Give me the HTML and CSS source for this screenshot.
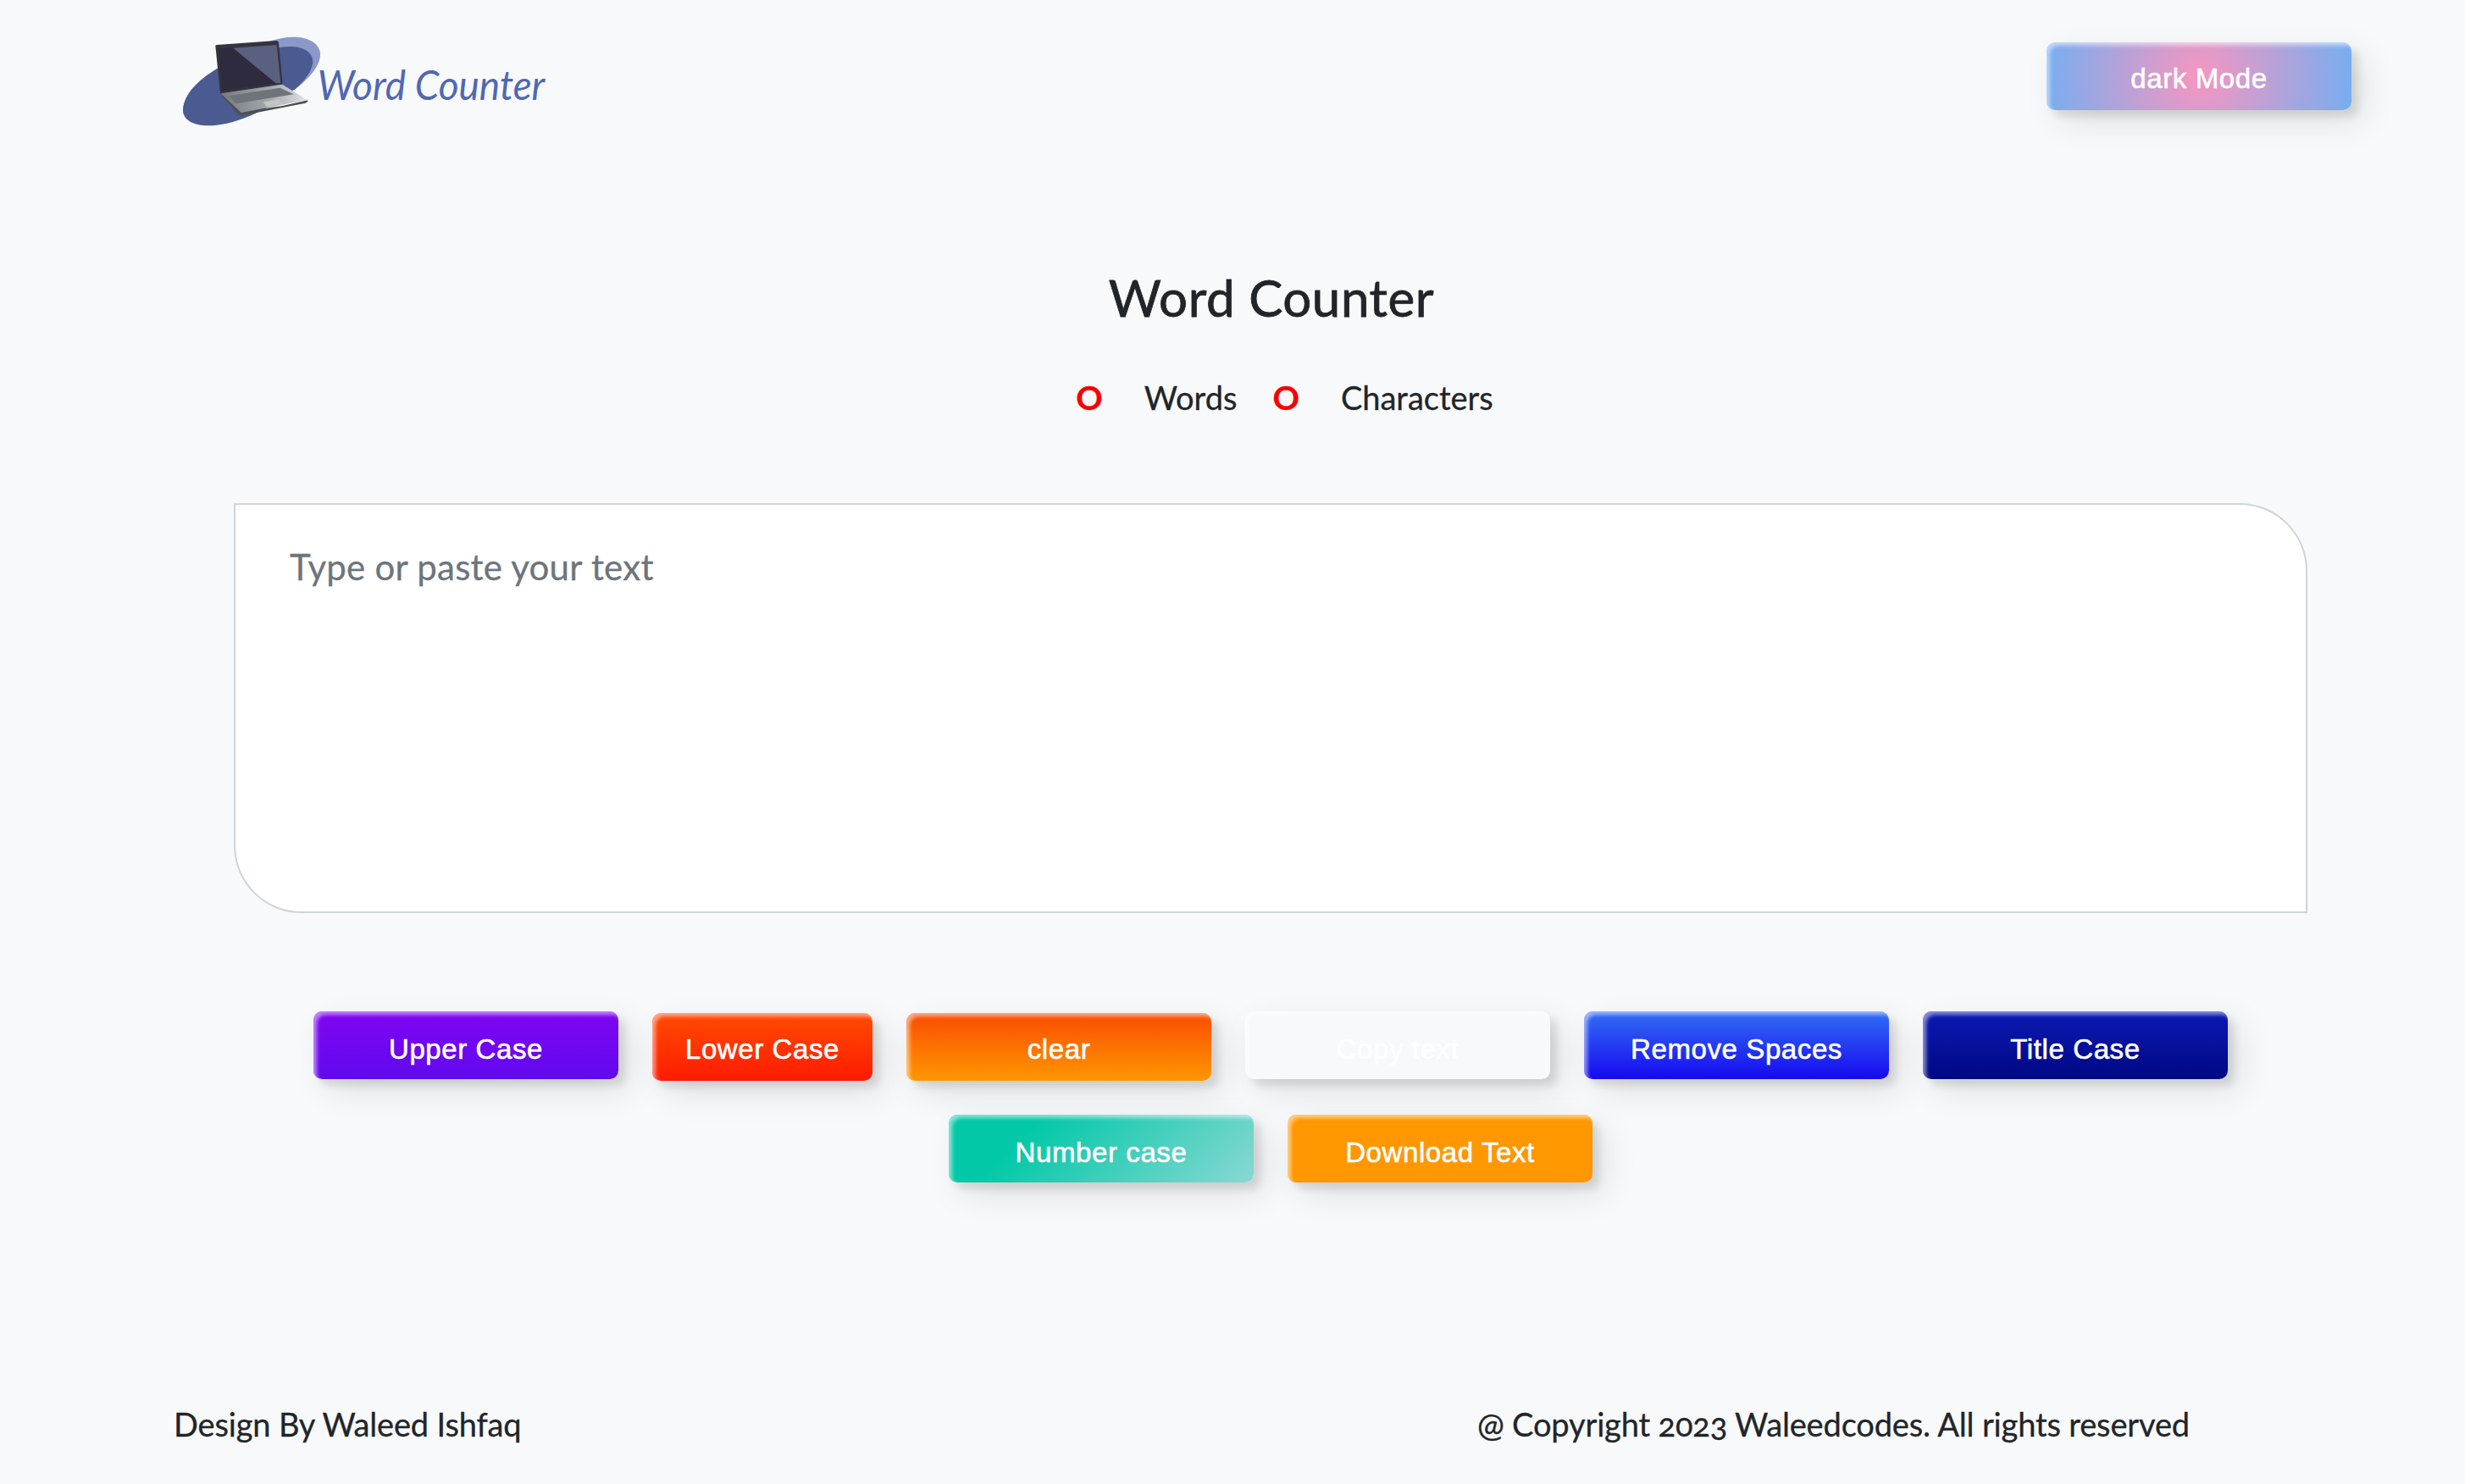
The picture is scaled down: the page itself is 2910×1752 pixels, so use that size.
FILE: index.html
```
<!DOCTYPE html>
<html lang="en">
<head>
  <meta charset="utf-8">
  <title>Word Counter</title>
  <link rel="stylesheet" href="styles.css">
</head>
<body>
  <header class="header">
    <svg class="logo" viewBox="0 0 1380 390" role="img" aria-label="Word Counter">
      <defs>
        <linearGradient id="deck" x1="0" y1="0" x2="1" y2="0">
          <stop offset="0" stop-color="#77797d"/>
          <stop offset=".6" stop-color="#a9abb0"/>
          <stop offset="1" stop-color="#e3e4e7"/>
        </linearGradient>
      </defs>
      <path fill="#8b98ca" d="M48 300C50 215 205 118 350 58C430 28 522 36 534 96C538 140 495 188 445 226L330 270L120 340Z"/>
      <path fill="#4c5a92" d="M48 300C50 245 100 194 168 154L390 78C455 68 508 84 508 130C506 160 480 196 445 226L330 300C265 332 200 355 138 355C85 355 48 335 48 300Z"/>
      <path fill="#34343f" d="M163 73Q163 69 168 69L378 54Q386 54 387 62L401 208L180 242Z"/>
      <path fill="#2e2b3f" d="M173 80L226 80L376 204L186 232Z"/>
      <path fill="#596080" d="M226 80L380 69L394 205L376 204Z"/>
      <path fill="#4d4f55" d="M180 242L240 312Q248 321 262 318L482 275Q492 271 490 265L400 285L255 305Z"/>
      <path fill="url(#deck)" d="M182 241L400 209L488 264L254 309Z"/>
      <path fill="#6d757a" d="M208 250L392 221L440 244L236 277Z"/>
      <path fill="#c3c4c8" d="M332 272L385 262L404 277L346 289Z"/>
      <text class="logo-text" x="524" y="263" textLength="806" lengthAdjust="spacingAndGlyphs">Word Counter</text>
    </svg>
    <button class="btn btn-dark">dark Mode</button>
  </header>

  <main class="main">
    <h1 class="title">Word Counter</h1>
    <div class="stats">
      <span class="count">O</span>
      <span class="label">Words</span>
      <span class="count count-next">O</span>
      <span class="label">Characters</span>
    </div>
    <textarea class="editor" placeholder="Type or paste your text"></textarea>
    <div class="actions">
      <button class="btn btn-upper">Upper Case</button>
      <button class="btn btn-lower">Lower Case</button>
      <button class="btn btn-clear">clear</button>
      <button class="btn btn-copy">Copy text</button>
      <button class="btn btn-spaces">Remove Spaces</button>
      <button class="btn btn-title">Title Case</button>
      <button class="btn btn-number">Number case</button>
      <button class="btn btn-download">Download Text</button>
    </div>
  </main>

  <footer class="footer">
    <p class="credit">Design By Waleed Ishfaq</p>
    <p class="credit">@ Copyright 2023 Waleedcodes. All rights reserved</p>
  </footer>
</body>
</html>
```
FILE: styles.css
```
* {
  box-sizing: border-box;
}

body {
  display: flex;
  flex-direction: column;
  height: 1752px;
  margin: 0;
  overflow: hidden;
  background: #f8f9fb;
  color: #212529;
  font-family: Lato, sans-serif;
  font-size: 38px;
  line-height: 57px;
  -webkit-text-stroke: 0.3px currentColor;
}

.header {
  display: flex;
  justify-content: space-between;
  align-items: flex-start;
  height: 160px;
  padding: 30px 134px 0 200px;
}

.logo {
  width: 460px;
  height: 130px;
}

.logo-text {
  fill: #5068b0;
  font: italic 400 148px Lato, sans-serif;
  -webkit-text-stroke: 0;
}

.main {
  display: flex;
  flex-direction: column;
  align-items: center;
  padding: 155px 186px 0 276px;
}

.title {
  margin: 0 -2px 0 0;
  font-size: 60px;
  font-weight: 400;
  line-height: 72px;
  letter-spacing: 0.6px;
  -webkit-text-stroke-width: 0.8px;
}

.stats {
  display: flex;
  margin-top: 54px;
  padding-left: 33px;
}

.count {
  margin-right: 49px;
  color: #f80000;
  font-size: 39px;
  font-weight: 700;
}

.count-next {
  margin-left: 42px;
}

.editor {
  width: 2448px;
  height: 484px;
  margin: 96px 0 0;
  padding: 42px 64px;
  border: 2px solid #ced4da;
  border-radius: 0 80px;
  outline: 0;
  resize: none;
  background: #fff;
  font: 400 42px/63px Lato, sans-serif;
  letter-spacing: 0.25px;
}

.editor::placeholder {
  color: #6c757d;
  opacity: 1;
}

.actions {
  display: flex;
  flex-wrap: wrap;
  justify-content: center;
  gap: 40px;
  width: 2448px;
  margin-top: 116px;
}

.btn {
  width: 360px;
  height: 80px;
  padding: 8px 0 0;
  border: 0;
  border-radius: 10px;
  color: #fff;
  font: 400 33px/37px "Liberation Sans", Arial, sans-serif;
  letter-spacing: 0.6px;
  -webkit-text-stroke: 0.6px currentColor;
  box-shadow:
    inset 4px 4px 4px 0 rgba(255, 255, 255, 0.5),
    14px 14px 40px 0 rgba(0, 0, 0, 0.1),
    8px 8px 10px 0 rgba(0, 0, 0, 0.1);
}

.btn-dark {
  margin-top: 20px;
  padding-top: 4px;
  background: radial-gradient(circle, #f796c0 0%, #76aef1 100%);
}

.btn-upper {
  background: linear-gradient(0deg, #6009f0 0%, #8105f0 100%);
}

.btn-lower {
  width: 260px;
  margin-top: 2px;
  padding-top: 4px;
  background: linear-gradient(0deg, #ff1b00 0%, #ff4b02 100%);
}

.btn-clear {
  margin-top: 2px;
  padding-top: 4px;
  background: linear-gradient(0deg, #ff9700 0%, #fb4b02 100%);
}

.btn-copy {
  background: #f8f9fb;
}

.btn-spaces {
  background: linear-gradient(0deg, #1609f0 0%, #316ef4 100%);
}

.btn-title {
  background: linear-gradient(0deg, #000883 0%, #0c19b4 100%);
}

.btn-number {
  background: linear-gradient(315deg, #89d8d3 0%, #03c8a8 74%);
}

.btn-download {
  background: #ff9700;
}

.footer {
  display: flex;
  justify-content: space-between;
  margin-top: auto;
  padding: 0 325px 42px 205px;
}

.credit {
  margin: 0;
  font-variant-numeric: oldstyle-nums;
  letter-spacing: -0.15px;
}
```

## WHAT YOU HAVE TO DO
Omit every picture while copying the listing above exactly.

## EXERCISE OUTPUT
Give me the HTML and CSS source for this screenshot.
The picture is scaled down: the page itself is 2910×1752 pixels, so use that size.
FILE: index.html
```
<!DOCTYPE html>
<html lang="en">
<head>
  <meta charset="utf-8">
  <title>Word Counter</title>
  <link rel="stylesheet" href="styles.css">
</head>
<body>
  <header class="header">
    <svg class="logo" viewBox="0 0 1380 390" role="img" aria-label="Word Counter">
      <defs>
        <linearGradient id="deck" x1="0" y1="0" x2="1" y2="0">
          <stop offset="0" stop-color="#77797d"/>
          <stop offset=".6" stop-color="#a9abb0"/>
          <stop offset="1" stop-color="#e3e4e7"/>
        </linearGradient>
      </defs>
      <path fill="#8b98ca" d="M48 300C50 215 205 118 350 58C430 28 522 36 534 96C538 140 495 188 445 226L330 270L120 340Z"/>
      <path fill="#4c5a92" d="M48 300C50 245 100 194 168 154L390 78C455 68 508 84 508 130C506 160 480 196 445 226L330 300C265 332 200 355 138 355C85 355 48 335 48 300Z"/>
      <path fill="#34343f" d="M163 73Q163 69 168 69L378 54Q386 54 387 62L401 208L180 242Z"/>
      <path fill="#2e2b3f" d="M173 80L226 80L376 204L186 232Z"/>
      <path fill="#596080" d="M226 80L380 69L394 205L376 204Z"/>
      <path fill="#4d4f55" d="M180 242L240 312Q248 321 262 318L482 275Q492 271 490 265L400 285L255 305Z"/>
      <path fill="url(#deck)" d="M182 241L400 209L488 264L254 309Z"/>
      <path fill="#6d757a" d="M208 250L392 221L440 244L236 277Z"/>
      <path fill="#c3c4c8" d="M332 272L385 262L404 277L346 289Z"/>
      <text class="logo-text" x="524" y="263" textLength="806" lengthAdjust="spacingAndGlyphs">Word Counter</text>
    </svg>
    <button class="btn btn-dark">dark Mode</button>
  </header>

  <main class="main">
    <h1 class="title">Word Counter</h1>
    <div class="stats">
      <span class="count">O</span>
      <span class="label">Words</span>
      <span class="count count-next">O</span>
      <span class="label">Characters</span>
    </div>
    <textarea class="editor" placeholder="Type or paste your text"></textarea>
    <div class="actions">
      <button class="btn btn-upper">Upper Case</button>
      <button class="btn btn-lower">Lower Case</button>
      <button class="btn btn-clear">clear</button>
      <button class="btn btn-copy">Copy text</button>
      <button class="btn btn-spaces">Remove Spaces</button>
      <button class="btn btn-title">Title Case</button>
      <button class="btn btn-number">Number case</button>
      <button class="btn btn-download">Download Text</button>
    </div>
  </main>

  <footer class="footer">
    <p class="credit">Design By Waleed Ishfaq</p>
    <p class="credit">@ Copyright 2023 Waleedcodes. All rights reserved</p>
  </footer>
</body>
</html>
```
FILE: styles.css
```
* {
  box-sizing: border-box;
}

body {
  display: flex;
  flex-direction: column;
  height: 1752px;
  margin: 0;
  overflow: hidden;
  background: #f8f9fb;
  color: #212529;
  font-family: Lato, sans-serif;
  font-size: 38px;
  line-height: 57px;
  -webkit-text-stroke: 0.3px currentColor;
}

.header {
  display: flex;
  justify-content: space-between;
  align-items: flex-start;
  height: 160px;
  padding: 30px 134px 0 200px;
}

.logo {
  width: 460px;
  height: 130px;
}

.logo-text {
  fill: #5068b0;
  font: italic 400 148px Lato, sans-serif;
  -webkit-text-stroke: 0;
}

.main {
  display: flex;
  flex-direction: column;
  align-items: center;
  padding: 155px 186px 0 276px;
}

.title {
  margin: 0 -2px 0 0;
  font-size: 60px;
  font-weight: 400;
  line-height: 72px;
  letter-spacing: 0.6px;
  -webkit-text-stroke-width: 0.8px;
}

.stats {
  display: flex;
  margin-top: 54px;
  padding-left: 33px;
}

.count {
  margin-right: 49px;
  color: #f80000;
  font-size: 39px;
  font-weight: 700;
}

.count-next {
  margin-left: 42px;
}

.editor {
  width: 2448px;
  height: 484px;
  margin: 96px 0 0;
  padding: 42px 64px;
  border: 2px solid #ced4da;
  border-radius: 0 80px;
  outline: 0;
  resize: none;
  background: #fff;
  font: 400 42px/63px Lato, sans-serif;
  letter-spacing: 0.25px;
}

.editor::placeholder {
  color: #6c757d;
  opacity: 1;
}

.actions {
  display: flex;
  flex-wrap: wrap;
  justify-content: center;
  gap: 40px;
  width: 2448px;
  margin-top: 116px;
}

.btn {
  width: 360px;
  height: 80px;
  padding: 8px 0 0;
  border: 0;
  border-radius: 10px;
  color: #fff;
  font: 400 33px/37px "Liberation Sans", Arial, sans-serif;
  letter-spacing: 0.6px;
  -webkit-text-stroke: 0.6px currentColor;
  box-shadow:
    inset 4px 4px 4px 0 rgba(255, 255, 255, 0.5),
    14px 14px 40px 0 rgba(0, 0, 0, 0.1),
    8px 8px 10px 0 rgba(0, 0, 0, 0.1);
}

.btn-dark {
  margin-top: 20px;
  padding-top: 4px;
  background: radial-gradient(circle, #f796c0 0%, #76aef1 100%);
}

.btn-upper {
  background: linear-gradient(0deg, #6009f0 0%, #8105f0 100%);
}

.btn-lower {
  width: 260px;
  margin-top: 2px;
  padding-top: 4px;
  background: linear-gradient(0deg, #ff1b00 0%, #ff4b02 100%);
}

.btn-clear {
  margin-top: 2px;
  padding-top: 4px;
  background: linear-gradient(0deg, #ff9700 0%, #fb4b02 100%);
}

.btn-copy {
  background: #f8f9fb;
}

.btn-spaces {
  background: linear-gradient(0deg, #1609f0 0%, #316ef4 100%);
}

.btn-title {
  background: linear-gradient(0deg, #000883 0%, #0c19b4 100%);
}

.btn-number {
  background: linear-gradient(315deg, #89d8d3 0%, #03c8a8 74%);
}

.btn-download {
  background: #ff9700;
}

.footer {
  display: flex;
  justify-content: space-between;
  margin-top: auto;
  padding: 0 325px 42px 205px;
}

.credit {
  margin: 0;
  font-variant-numeric: oldstyle-nums;
  letter-spacing: -0.15px;
}
```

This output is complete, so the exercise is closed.